I have a quiz tomorrow and I am looking at the sample quiz right now but I don't understand how the answers work!

Here is the question:

Find the inverse of the matrix A=

-1 3 3
-2 1 2
0 1 1

Hence solve the following systems of equations:

-x1 + 3x2 + 3x3 = 5
-2x1 + x2 + 2x3 = 2
x2 + x3 = 1

and

-x + 3z = -5
2x - y - 4z = 2
-2x + y + 5z = -1

The answer says the inverse of A
-1 0 3
2 -1 -4
-2 1 5

Then it spells out how to solve the equations but the is the part that confuses me:

"The first system of equations corresponds to the matrix equation A
[x1 = [5
x2 = 2
x3 ] = 1]

Therefore, as A is invertible (i.e. A-1 exists),

[x1
x2
x3]

=A inverse of

[5
2
1]

which =

[-1 0 3 [5 [-2
2 -1 -4 2 = 4
-2 1 5 ] 1] -3 ]

So x1 = -2, x2 = 4, x3 = -3.

Can someone please explain how they just did that because I really can't understand where they derive -2, 4 , 3 from and what they do with [5, 2 ,1]

Last edited: May 14, 2008
2. May 14, 2008

### cristo

Staff Emeritus
So you've got this matrix $$\left(\begin{array}{ccc} -1 & 3 & 3 \\ -2&1&2 \\ 0&1&1 \end{array}\right)$$ and you set of equations.

The first thing to note is that your equations are equal to $$\left(\begin{array}{ccc} -1 & 3 & 3 \\-2&1&2 \\ 0&1&1 \end{array}\right) \left(\begin{array}{c}x_1 \\ x_2 \\ x_3 \end{array}\right)=\left(\begin{array}{c}5\\2\\1\end{array}\right)$$.
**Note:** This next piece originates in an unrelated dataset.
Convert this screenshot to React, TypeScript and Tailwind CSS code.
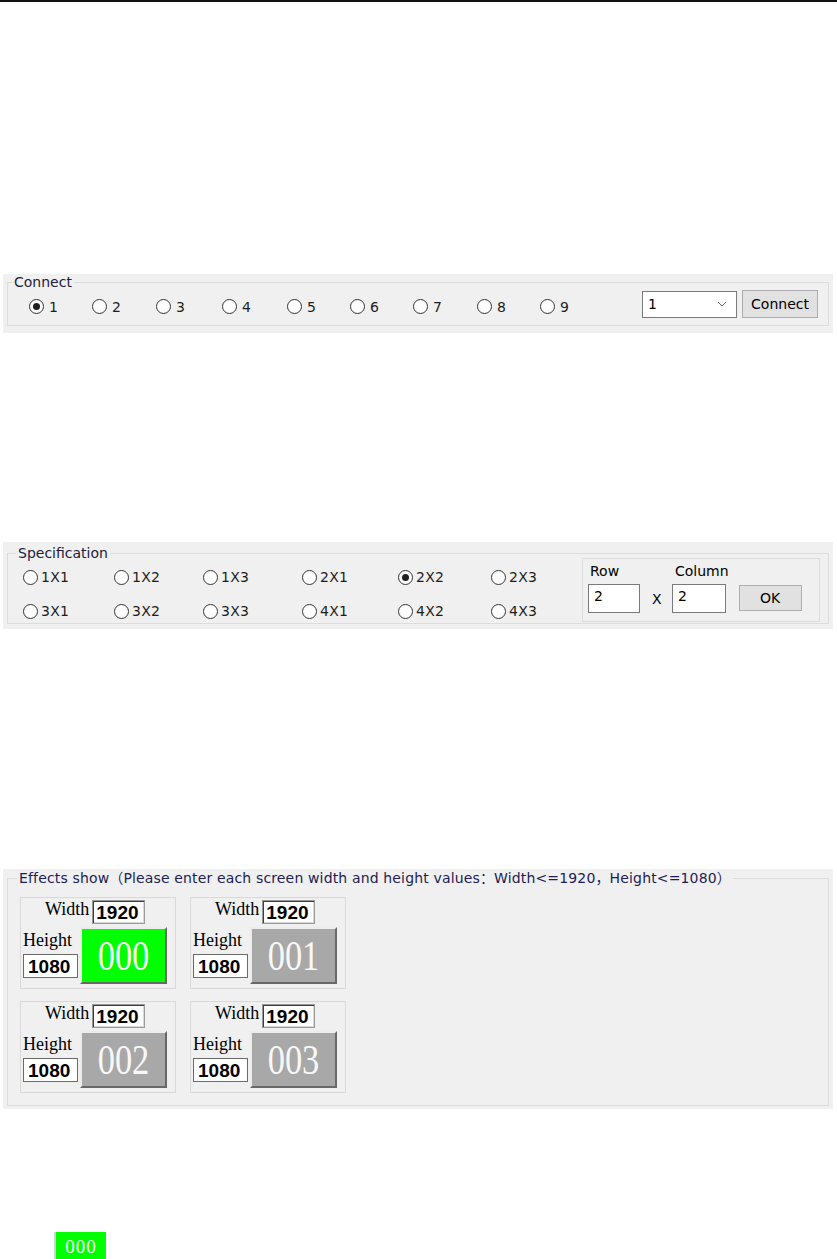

So, in order to find (x1,x2,x3)T you need to multiply the equation on the left by the inverse of A. This will give (x1,x2,x3)T= something.. where you can calculate the "something" by matrix algebra.

3. May 14, 2008

### cmcc3119

So how would I know that I have to multiply the left by the inverse of A to find the answer? Is there some basic principle or law that I am unaware of?

4. May 14, 2008

### cristo

Staff Emeritus
Well, yes. The easiest way to solve the equation Ax=b (for a matrix A and vectors x and b) is to try and get x on it's own, no? Now, you know that $AA^{-1}=A^{-1}A=I$, so you know that multiplying the equation by A inverse will leave you with $x=A^{-1}b$, from which you can read off values for x.

5. May 14, 2008

### cmcc3119

Its so hard to put all these number and boxes back into simple ax = b and again rearrange. Thanks cristo for your help!

6. May 14, 2008

### cristo

Staff Emeritus
No worries